The Charter Revision Commission recommended that "The election of such borough-wide Councilmen [the councilmen-at-large] may be by a system limiting each voter to vote for a single borough-wide candidate, thus making possible the election of minority representatives." (Preliminary Report, July 20, 1961, p. 3.) The Final Report contained the same "limited voting" proposal to be submitted to the electorate with the further proviso that "a party or independent body may nominate only one candidate for Councilman-at-Large in each borough." (Final Report, August 4, 1961, p. 1.) The Charter (effective January 1, 1963) was adopted at the election of November 7, 1961, by a vote of 689,405 to 283,982. By Local Law 55 (June 1, 1965), the Council district lines were redrawn "to implement the judicial mandate of 'one-man, one-vote' in the Election of district Councilmen" (Report, Special Bi-Partisan Committee to Consider Reapportionment and Redistricting of Councilmanic Districts, City Record, May 27, 1965, pp. 3734 et seq.). The districts were thus increased from 25 to 27; the Councilmen-at-Large (10) remained the same.
There are cogent reasons underlying this plan. Were there to be a city-wide election for Council members, there would exist a real danger of an absolute monopoly by a single party. The equal districting reduces this possibility but only to a minor extent. For some years (1936-1947) the City tried a "Proportional Representation" (P.R.) system, which although it embodied a "limited voting" theory was upheld by New York's highest court.

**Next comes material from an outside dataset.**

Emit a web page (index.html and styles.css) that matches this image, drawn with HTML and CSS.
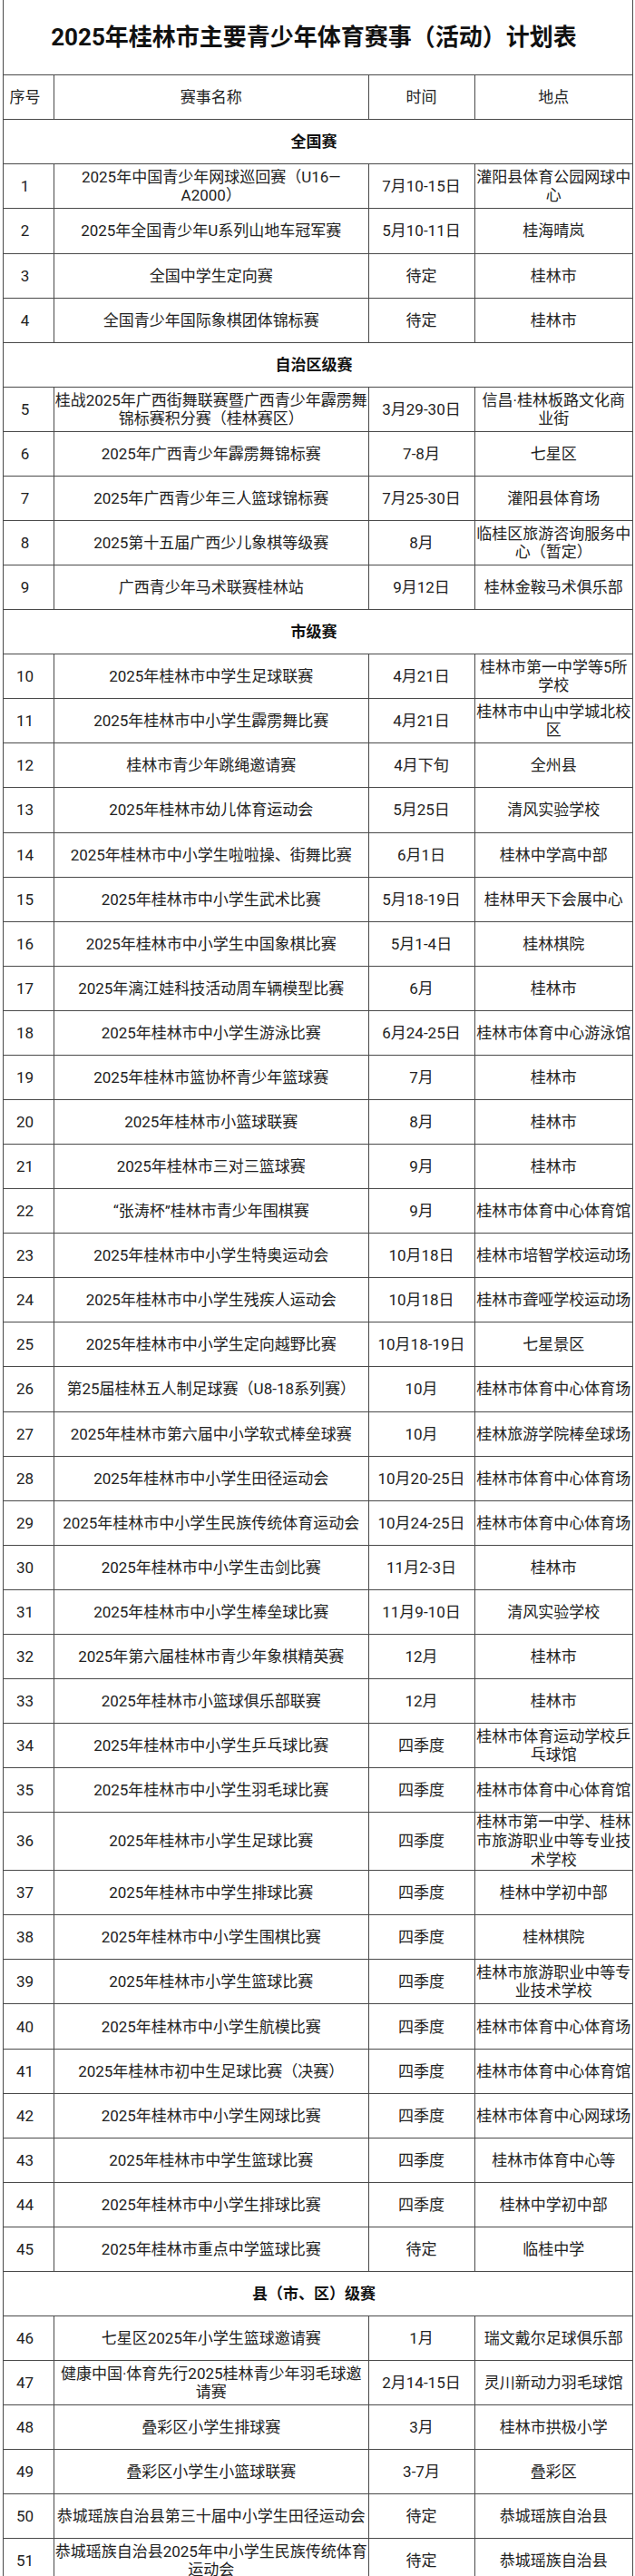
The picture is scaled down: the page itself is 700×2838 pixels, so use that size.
FILE: index.html
```html
<!DOCTYPE html>
<html lang="zh-CN">
<head>
<meta charset="utf-8">
<title>2025年桂林市主要青少年体育赛事（活动）计划表</title>
<link rel="stylesheet" href="styles.css">
</head>
<body>
<div class="page">
<table class="plan">
<colgroup>
<col class="c-num"><col class="c-name"><col class="c-time"><col class="c-place">
</colgroup>
<tbody>
<tr class="title"><td colspan="4">2025年桂林市主要青少年体育赛事（活动）计划表</td></tr>
<tr class="head"><td class="num">序号</td><td>赛事名称</td><td>时间</td><td>地点</td></tr>

<tr class="section"><td colspan="4">全国赛</td></tr>
<tr><td class="num">1</td><td>2025年中国青少年网球巡回赛（U16—<br>A2000）</td><td>7月10-15日</td><td>灌阳县体育公园网球中<br>心</td></tr>
<tr><td class="num">2</td><td>2025年全国青少年U系列山地车冠军赛</td><td>5月10-11日</td><td>桂海晴岚</td></tr>
<tr><td class="num">3</td><td>全国中学生定向赛</td><td>待定</td><td>桂林市</td></tr>
<tr><td class="num">4</td><td>全国青少年国际象棋团体锦标赛</td><td>待定</td><td>桂林市</td></tr>

<tr class="section"><td colspan="4">自治区级赛</td></tr>
<tr><td class="num">5</td><td>桂战2025年广西街舞联赛暨广西青少年霹雳舞<br>锦标赛积分赛（桂林赛区）</td><td>3月29-30日</td><td>信昌·桂林板路文化商<br>业街</td></tr>
<tr><td class="num">6</td><td>2025年广西青少年霹雳舞锦标赛</td><td>7-8月</td><td>七星区</td></tr>
<tr><td class="num">7</td><td>2025年广西青少年三人篮球锦标赛</td><td>7月25-30日</td><td>灌阳县体育场</td></tr>
<tr><td class="num">8</td><td>2025第十五届广西少儿象棋等级赛</td><td>8月</td><td>临桂区旅游咨询服务中<br>心（暂定）</td></tr>
<tr><td class="num">9</td><td>广西青少年马术联赛桂林站</td><td>9月12日</td><td>桂林金鞍马术俱乐部</td></tr>

<tr class="section"><td colspan="4">市级赛</td></tr>
<tr><td class="num">10</td><td>2025年桂林市中学生足球联赛</td><td>4月21日</td><td>桂林市第一中学等5所<br>学校</td></tr>
<tr><td class="num">11</td><td>2025年桂林市中小学生霹雳舞比赛</td><td>4月21日</td><td>桂林市中山中学城北校<br>区</td></tr>
<tr><td class="num">12</td><td>桂林市青少年跳绳邀请赛</td><td>4月下旬</td><td>全州县</td></tr>
<tr><td class="num">13</td><td>2025年桂林市幼儿体育运动会</td><td>5月25日</td><td>清风实验学校</td></tr>
<tr><td class="num">14</td><td>2025年桂林市中小学生啦啦操、街舞比赛</td><td>6月1日</td><td>桂林中学高中部</td></tr>
<tr><td class="num">15</td><td>2025年桂林市中小学生武术比赛</td><td>5月18-19日</td><td>桂林甲天下会展中心</td></tr>
<tr><td class="num">16</td><td>2025年桂林市中小学生中国象棋比赛</td><td>5月1-4日</td><td>桂林棋院</td></tr>
<tr><td class="num">17</td><td>2025年漓江娃科技活动周车辆模型比赛</td><td>6月</td><td>桂林市</td></tr>
<tr><td class="num">18</td><td>2025年桂林市中小学生游泳比赛</td><td>6月24-25日</td><td>桂林市体育中心游泳馆</td></tr>
<tr><td class="num">19</td><td>2025年桂林市篮协杯青少年篮球赛</td><td>7月</td><td>桂林市</td></tr>
<tr><td class="num">20</td><td>2025年桂林市小篮球联赛</td><td>8月</td><td>桂林市</td></tr>
<tr><td class="num">21</td><td>2025年桂林市三对三篮球赛</td><td>9月</td><td>桂林市</td></tr>
<tr><td class="num">22</td><td>“张涛杯”桂林市青少年围棋赛</td><td>9月</td><td>桂林市体育中心体育馆</td></tr>
<tr><td class="num">23</td><td>2025年桂林市中小学生特奥运动会</td><td>10月18日</td><td>桂林市培智学校运动场</td></tr>
<tr><td class="num">24</td><td>2025年桂林市中小学生残疾人运动会</td><td>10月18日</td><td>桂林市聋哑学校运动场</td></tr>
<tr><td class="num">25</td><td>2025年桂林市中小学生定向越野比赛</td><td>10月18-19日</td><td>七星景区</td></tr>
<tr><td class="num">26</td><td>第25届桂林五人制足球赛（U8-18系列赛）</td><td>10月</td><td>桂林市体育中心体育场</td></tr>
<tr><td class="num">27</td><td>2025年桂林市第六届中小学软式棒垒球赛</td><td>10月</td><td>桂林旅游学院棒垒球场</td></tr>
<tr><td class="num">28</td><td>2025年桂林市中小学生田径运动会</td><td>10月20-25日</td><td>桂林市体育中心体育场</td></tr>
<tr><td class="num">29</td><td>2025年桂林市中小学生民族传统体育运动会</td><td>10月24-25日</td><td>桂林市体育中心体育场</td></tr>
<tr><td class="num">30</td><td>2025年桂林市中小学生击剑比赛</td><td>11月2-3日</td><td>桂林市</td></tr>
<tr><td class="num">31</td><td>2025年桂林市中小学生棒垒球比赛</td><td>11月9-10日</td><td>清风实验学校</td></tr>
<tr><td class="num">32</td><td>2025年第六届桂林市青少年象棋精英赛</td><td>12月</td><td>桂林市</td></tr>
<tr><td class="num">33</td><td>2025年桂林市小篮球俱乐部联赛</td><td>12月</td><td>桂林市</td></tr>
<tr><td class="num">34</td><td>2025年桂林市中小学生乒乓球比赛</td><td>四季度</td><td>桂林市体育运动学校乒<br>乓球馆</td></tr>
<tr><td class="num">35</td><td>2025年桂林市中小学生羽毛球比赛</td><td>四季度</td><td>桂林市体育中心体育馆</td></tr>
<tr class="tall"><td class="num">36</td><td>2025年桂林市小学生足球比赛</td><td>四季度</td><td>桂林市第一中学、桂林<br>市旅游职业中等专业技<br>术学校</td></tr>
<tr><td class="num">37</td><td>2025年桂林市中学生排球比赛</td><td>四季度</td><td>桂林中学初中部</td></tr>
<tr><td class="num">38</td><td>2025年桂林市中小学生围棋比赛</td><td>四季度</td><td>桂林棋院</td></tr>
<tr><td class="num">39</td><td>2025年桂林市小学生篮球比赛</td><td>四季度</td><td>桂林市旅游职业中等专<br>业技术学校</td></tr>
<tr><td class="num">40</td><td>2025年桂林市中小学生航模比赛</td><td>四季度</td><td>桂林市体育中心体育场</td></tr>
<tr><td class="num">41</td><td>2025年桂林市初中生足球比赛（决赛）</td><td>四季度</td><td>桂林市体育中心体育馆</td></tr>
<tr><td class="num">42</td><td>2025年桂林市中小学生网球比赛</td><td>四季度</td><td>桂林市体育中心网球场</td></tr>
<tr><td class="num">43</td><td>2025年桂林市中学生篮球比赛</td><td>四季度</td><td>桂林市体育中心等</td></tr>
<tr><td class="num">44</td><td>2025年桂林市中小学生排球比赛</td><td>四季度</td><td>桂林中学初中部</td></tr>
<tr><td class="num">45</td><td>2025年桂林市重点中学篮球比赛</td><td>待定</td><td>临桂中学</td></tr>

<tr class="section"><td colspan="4">县（市、区）级赛</td></tr>
<tr><td class="num">46</td><td>七星区2025年小学生篮球邀请赛</td><td>1月</td><td>瑞文戴尔足球俱乐部</td></tr>
<tr><td class="num">47</td><td>健康中国·体育先行2025桂林青少年羽毛球邀<br>请赛</td><td>2月14-15日</td><td>灵川新动力羽毛球馆</td></tr>
<tr><td class="num">48</td><td>叠彩区小学生排球赛</td><td>3月</td><td>桂林市拱极小学</td></tr>
<tr><td class="num">49</td><td>叠彩区小学生小篮球联赛</td><td>3-7月</td><td>叠彩区</td></tr>
<tr><td class="num">50</td><td>恭城瑶族自治县第三十届中小学生田径运动会</td><td>待定</td><td>恭城瑶族自治县</td></tr>
<tr><td class="num">51</td><td>恭城瑶族自治县2025年中小学生民族传统体育<br>运动会</td><td>待定</td><td>恭城瑶族自治县</td></tr>
</tbody>
</table>
</div>
</body>
</html>
```

FILE: styles.css
```css
html, body {
  margin: 0;
  padding: 0;
  background: #ffffff;
}

body {
  font-family: Roboto, "Noto Sans CJK SC", sans-serif;
  color: #222222;
}

.page {
  padding-left: 3px;
}

.plan {
  border-collapse: collapse;
  table-layout: fixed;
  width: 695px;
}

.c-num { width: 56px; }
.c-name { width: 346.5px; }
.c-time { width: 117px; }
.c-place { width: 174.5px; }

.plan td {
  border: 1px solid #4a4a4a;
  padding: 0;
  height: 48.08px;
  text-align: center;
  vertical-align: middle;
  font-size: 17px;
  line-height: 20px;
  font-weight: 400;
  white-space: nowrap;
}

.plan .num {
  padding-right: 8px;
}

.title td {
  border-top: none;
  height: 82.2px;
  font-size: 26px;
  line-height: 32px;
  font-weight: 700;
  color: #111111;
  padding-right: 9px;
}

.section td {
  font-weight: 700;
  color: #111111;
  padding-right: 9px;
}

.tall td {
  height: 62.3px;
  line-height: 21px;
}
```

A profound student and analyst of the reapportionment and redistricting problems in the counties and cities of New York State and who is no mere theorist has taken note of New York City's method of choosing its representatives ("The Effect of the Federal Reapportionment Decisions on Counties and Other Forms of Municipal Government" by Professor Jack B. Weinstein, 65 Colum.L.Rev. 21, 1965.
"This assignment of two at-large councilmen's posts to each borough, regardless of its population, creates a built-in and deliberate disproportion of voting strength favoring the less populated boroughs. Whether the discrimination in New York City is de minimis or whether it can be justified upon the ground that the city is historically a federation of formerly independent municipalities is not completely clear" (pp. 39-40).

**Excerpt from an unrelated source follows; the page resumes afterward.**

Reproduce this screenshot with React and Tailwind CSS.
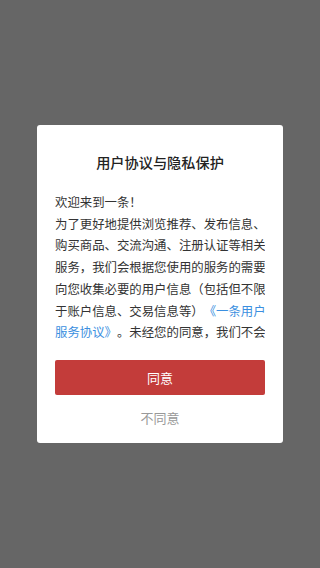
const lines = [
  ['欢迎来到一条！'],
  ['为了更好地提供浏览推荐、发布信息、'],
  ['购买商品、交流沟通、注册认证等相关'],
  ['服务，我们会根据您使用的服务的需要'],
  ['向您收集必要的用户信息（包括但不限'],
  ['于账户信息、交易信息等）', '《一条用户'],
  ['服务协议》', '。未经您的同意，我们不会', true],
]

export default function App() {
  return (
    <div
      className="flex h-screen w-full items-center justify-center bg-[#666666] [text-spacing-trim:space-all]"
      style={{ fontFamily: '"Noto Sans CJK SC", "Noto Sans", sans-serif' }}
    >
      <div className="flex w-[246px] flex-col rounded-[3px] bg-white px-[18px] pb-[15px] pt-[27px]">
        <h2 className="text-center text-[14.2px] font-medium leading-[20px] text-[#222]">用户协议与隐私保护</h2>
        <div className="mt-[20px] h-[152px] overflow-hidden text-[12.4px] leading-[21.7px] text-[#333]">
          {lines.map(([a, b, linkFirst], i) => (
            <div key={i} className="whitespace-nowrap">
              {linkFirst ? (
                <>
                  <span className="text-[#3b8fe0]">{a}</span>
                  {b}
                </>
              ) : (
                <>
                  {a}
                  {b && <span className="text-[#3b8fe0]">{b}</span>}
                </>
              )}
            </div>
          ))}
        </div>
        <button className="mt-[16px] flex h-[35px] items-center justify-center rounded-[2px] bg-[#c33c3a] text-[13px] text-white">
          同意
        </button>
        <button className="mt-[13px] h-[20px] text-[13px] leading-[20px] text-[#999]">不同意</button>
      </div>
    </div>
  )
}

The Weinstein conclusion, which seems inevitable from the constituency of the Council, is that "The requirement that the two at-large representatives come from different parties does not appreciably affect the one man, one vote concept in New York City." (Id. at 39 n. 81.)
The Corporation Counsel advances the arguments that Matter of Blaikie, supra, deciding that the councilmanic election system does not violate the Fourteenth Amendment supports his res adjudicata theory and that the Supreme Court's dismissal of the appeal for want of a substantial federal question, 375 U.S. 439, 84 S. Ct. 507, 11 L. Ed. 2d 471 (1964), further buttresses it. This dismissal preceded the June 15, 1964 Supreme Court decisions.
Plaintiffs, however, retort by saying, "true but after these cases had been argued."
Speculation as to the meaning and import of these Supreme Court decisions is unnecessary. The issues and problems presented in the June 15, 1964 cases are not the issues and problems here. Far more relevant are the Court's comments in Baker v. Carr, 369 U.S. 186, 82 S. Ct. 691, 7 L. Ed. 2d 663 (1961) in noting that "Tedesco v. Board of Supervisors, 339 U.S. 940 [70 S. Ct. 797, 94 L. Ed. 1357] indicates solely that no substantial federal question was raised by a state court's refusal to upset the districting of city council seats, especially as it was urged that there was a rational justification for the challenged districting" (at 235, 82 S. Ct. at 720). The key in all these cases must be found in the words "rational justification." The judiciary in reaching their ivory towers must, of necessity, traverse mundane city streets and cannot, or at least should not, be unmindful of the conditions they observe. For example, were New York City governed by ten councilmen (two from each borough) because of the disparate size of the boroughs, there can be no doubt that the reasoning in Bianchi,6 Ellis v. Mayor etc., of Baltimore,
Brouwer v. Bronkema,
and State ex rel. Sonneborn v. Sylvester,
would apply. Were New York City to be of the size of Binghamton and as comparatively homogeneous, the result reached by the New York Court of Appeals in Seaman v. Fedourich, 16 N.Y.2d 94, 262 N.Y.S.2d 444, 209 N.E.2d 778 (1965), might be persuasive. Here, however, this court is confronted with none of the evils which the courts in these other cases were forced to counteract by their decisions. The disparity in voting strength in the City Council between the boroughs due to the method of election of the councilmen-at-large is not substantial but minimal. The people of New York are fairly represented in their legislative body. There is no present ability on the part of the three (out of thirty-seven) Staten Island councilmen to enact city legislation detrimental to the mass of voters of Manhattan, Bronx, Brooklyn and Queens. The present system was deliberately designed to afford at least the possibility of representation to a large segment of the population and to enable them through party representation to obtain it.
"A statutory discrimination will not be set aside if any state of facts reasonably may be conceived to justify it." McGowan v. State of Maryland, 366 U.S. 420, 81 S. Ct. 1101, 6 L. Ed. 2d 393 (1961). Acting under this principle and that of "rational justification", as enunciated by the Supreme Court, this court concludes that the present system by which councilmen are selected and elected to govern the City of New York does not violate the Fourteenth Amendment and that section 22 of the City Charter is not unconstitutional.
Summary judgment is granted in favor of the defendants in the Blaikie and Costello suits and all injunctive relief requested denied.